While some families sit down for hearty home-cooked meals during the holidays, Food for Thought founder Tiffanie Shelton is just trying to keep children from being hungry while school is out.
"During Christmas break, some kids will miss well over 20 meals," she said.
Shelton founded Food for Thought three years ago when she was looking to volunteer somewhere with her children. After some "basic Googling" Shelton was startled at the statistics of what food insecurity looked like for children.
She then began a backpack program at Butler Elementary, which provides backpacks full of a weekend's worth of full food — typically some fresh fruit, a loaf of whole wheat bread, peanut butter and healthy snacks. In the non-profit's first year, she served 48 families.
"What we hope to do is meet basic needs so that the kids' minds and bodies can develop," Shelton said. "There's just no way a child can concentrate in school on an empty stomach."
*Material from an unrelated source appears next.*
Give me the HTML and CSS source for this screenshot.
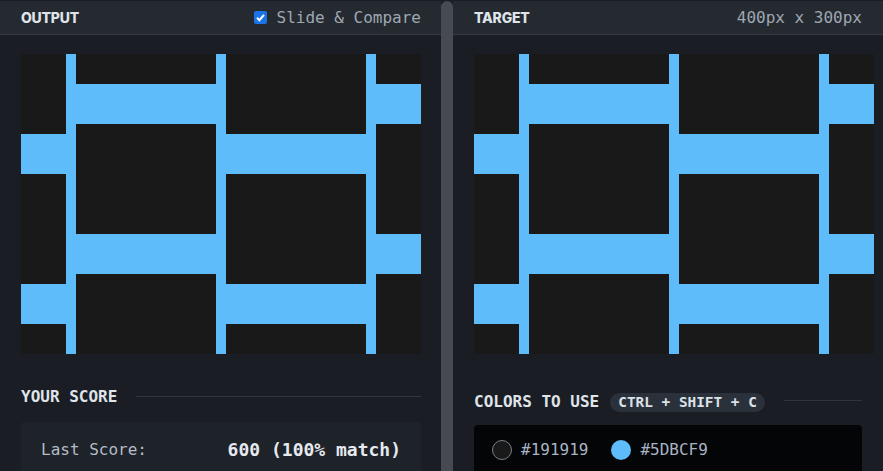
FILE: index.html
```html
<!DOCTYPE html>
<html>
<head>
<meta charset="utf-8">
<link rel="stylesheet" href="styles.css">
</head>
<body>
<div class="app">
  <section class="panel panel-left">
    <header class="panel-head">
      <span class="title">OUTPUT</span>
      <label class="toggle"><span class="check"><svg viewBox="0 0 13 13" width="13" height="13"><path d="M3 6.8 L5.4 9.2 L10 3.8" fill="none" stroke="#fff" stroke-width="2"/></svg></span>Slide &amp; Compare</label>
    </header>
    <div class="panel-body">
      <svg class="art" width="400" height="300" viewBox="0 0 400 300">
        <rect width="400" height="300" fill="#191919"/>
        <g fill="#5DBCF9">
          <rect x="45" y="0" width="10" height="300"/>
          <rect x="195" y="0" width="10" height="300"/>
          <rect x="345" y="0" width="10" height="300"/>
          <rect x="55" y="30" width="140" height="40"/>
          <rect x="355" y="30" width="45" height="40"/>
          <rect x="0" y="80" width="45" height="40"/>
          <rect x="205" y="80" width="140" height="40"/>
          <rect x="55" y="180" width="140" height="40"/>
          <rect x="355" y="180" width="45" height="40"/>
          <rect x="0" y="230" width="45" height="40"/>
          <rect x="205" y="230" width="140" height="40"/>
        </g>
      </svg>
      <div class="section-head score-head">
        <h2>YOUR SCORE</h2>
        <span class="rule"></span>
      </div>
      <div class="score-box">
        <span class="score-label">Last Score:</span>
        <span class="score-value">600 (100% match)</span>
      </div>
    </div>
  </section>
  <div class="divider"></div>
  <section class="panel panel-right">
    <header class="panel-head">
      <span class="title">TARGET</span>
      <span class="dims">400px x 300px</span>
    </header>
    <div class="panel-body">
      <svg class="art" width="400" height="300" viewBox="0 0 400 300">
        <rect width="400" height="300" fill="#191919"/>
        <g fill="#5DBCF9">
          <rect x="45" y="0" width="10" height="300"/>
          <rect x="195" y="0" width="10" height="300"/>
          <rect x="345" y="0" width="10" height="300"/>
          <rect x="55" y="30" width="140" height="40"/>
          <rect x="355" y="30" width="45" height="40"/>
          <rect x="0" y="80" width="45" height="40"/>
          <rect x="205" y="80" width="140" height="40"/>
          <rect x="55" y="180" width="140" height="40"/>
          <rect x="355" y="180" width="45" height="40"/>
          <rect x="0" y="230" width="45" height="40"/>
          <rect x="205" y="230" width="140" height="40"/>
        </g>
      </svg>
      <div class="section-head colors-head">
        <h2>COLORS TO USE</h2>
        <span class="pill">CTRL + SHIFT + C</span>
        <span class="rule"></span>
      </div>
      <div class="colors-box">
        <span class="swatch"><span class="dot dot-dark"></span>#191919</span>
        <span class="swatch"><span class="dot dot-blue"></span>#5DBCF9</span>
      </div>
    </div>
  </section>
</div>
</body>
</html>
```
FILE: styles.css
```css
* { box-sizing: border-box; }
html, body {
  margin: 0;
  padding: 0;
  background: #1a1d23;
  overflow: hidden;
}
.app {
  display: flex;
  width: 883px;
  height: 471px;
  overflow: hidden;
  font-family: "DejaVu Sans Mono", monospace;
}
.panel {
  background: #1a1d23;
  display: flex;
  flex-direction: column;
  min-width: 0;
}
.panel-left { width: 441px; flex: none; }
.panel-right { flex: 1; }
.divider {
  width: 12px;
  flex: none;
  background: #464b53;
  border-radius: 6px 6px 0 0;
  margin-top: 1px;
}
.panel-head {
  flex: none;
  height: 34px;
  margin-top: 1px;
  background: #252a31;
  border-bottom: 1px solid #353b44;
  display: flex;
  align-items: center;
  justify-content: space-between;
  padding: 0 20px 0 21px;
}
.panel-right .panel-head { padding-right: 21px; }
.title {
  font-family: Inter, "Noto Sans", sans-serif;
  font-weight: 800;
  font-size: 14px;
  color: #dfe4ea;
  letter-spacing: -0.2px;
}
.toggle, .dims {
  font-size: 16px;
  color: #9ea7b2;
  display: flex;
  align-items: center;
}
.check {
  width: 13px;
  height: 13px;
  background: #1a73e8;
  border-radius: 2px;
  margin-right: 10px;
  display: flex;
}
.panel-body {
  flex: none;
  padding: 19px 20px 0 21px;
  display: flex;
  flex-direction: column;
}
.panel-right .panel-body { padding-right: 21px; }
.art { display: block; flex: none; }
.section-head {
  flex: none;
  display: flex;
  align-items: center;
}
.section-head h2 {
  margin: 0;
  font-size: 16px;
  font-weight: 700;
  color: #dfe4ea;
  line-height: 20px;
  white-space: nowrap;
}
.rule {
  flex: 1;
  height: 1px;
  background: #2f353e;
}
.score-head { margin-top: 33px; }
.score-head .rule { margin-left: 19px; margin-top: -2px; }
.colors-head { margin-top: 38px; }
.colors-head .rule { margin-left: 19px; margin-top: -3px; }
.pill {
  margin-left: 11px;
  background: #2a313b;
  color: #dbe1e8;
  font-weight: 700;
  font-size: 14.4px;
  line-height: 19px;
  padding: 0 8px;
  border-radius: 10px;
  white-space: nowrap;
}
.score-box {
  flex: none;
  margin-top: 15px;
  height: 60px;
  background: #1e2229;
  border-radius: 4px;
  display: flex;
  justify-content: space-between;
  align-items: flex-start;
  padding: 18px 20px 0 20px;
}
.score-label {
  font-size: 16px;
  color: #b4bcc8;
  line-height: 20px;
}
.score-value {
  font-size: 18px;
  font-weight: 700;
  color: #e6eaf0;
  line-height: 20px;
}
.colors-box {
  flex: none;
  margin-top: 13px;
  height: 60px;
  background: #040506;
  border-radius: 4px;
  display: flex;
  align-items: flex-start;
  gap: 23px;
  padding: 15px 18px 0 18px;
}
.swatch {
  display: flex;
  align-items: center;
  gap: 9px;
  font-size: 16px;
  color: #a8b3c3;
  line-height: 20px;
}
.dot {
  width: 20px;
  height: 20px;
  border-radius: 50%;
  display: block;
}
.dot-dark { background: #191919; border: 1px solid #7a7f86; }
.dot-blue { background: #5DBCF9; }
```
Providing food to 2,000 students in Walton County and with the recent addition of Destin Elementary, Shelton said she is serving the underserved area.
"Government food pantries go to schools with more than 50 percent of children on free or reduced lunches," she explains. "I don't believe you can understand who is the hungrier child. A need is a need no matter where you live."
Shelton said she certainly sees the demand for the Food for Thought services beyond Walton and Okaloosa County, but says a lot needs to be done before the young non-profit can take that step.
"I would like to serve elementary to high school," she said. "And teach older kids a skill on top of giving them food — offer more comprehensive services, but that's still years away."
To enroll in the Food for Thought backpack program, children who receive free or reduced lunches go home with a permission slip to be signed by parents. The slips also help determine whether the child has any allergies. Once they are enrolled, backpacks are delivered every Friday, discreetly, to their classrooms.
In the past three years, Shelton has seen a steady rise in permission slips going home.
"With the increase, we are sending out as much food in a week as we were in a month last year," she said.
To help meet that need, Shelton relies on the community. Since Shelton is the only paid Food for Thought employee, volunteers help ensure that backpacks are filled with food and pantries are well organized. Organizations such as Destin Charity Wine Auction help supplement the non-profit's budget. Donations of food, money or even time is always appreciated.
"It takes the entire community to help each other," she said. "And I can't say enough to how helpful this one has been."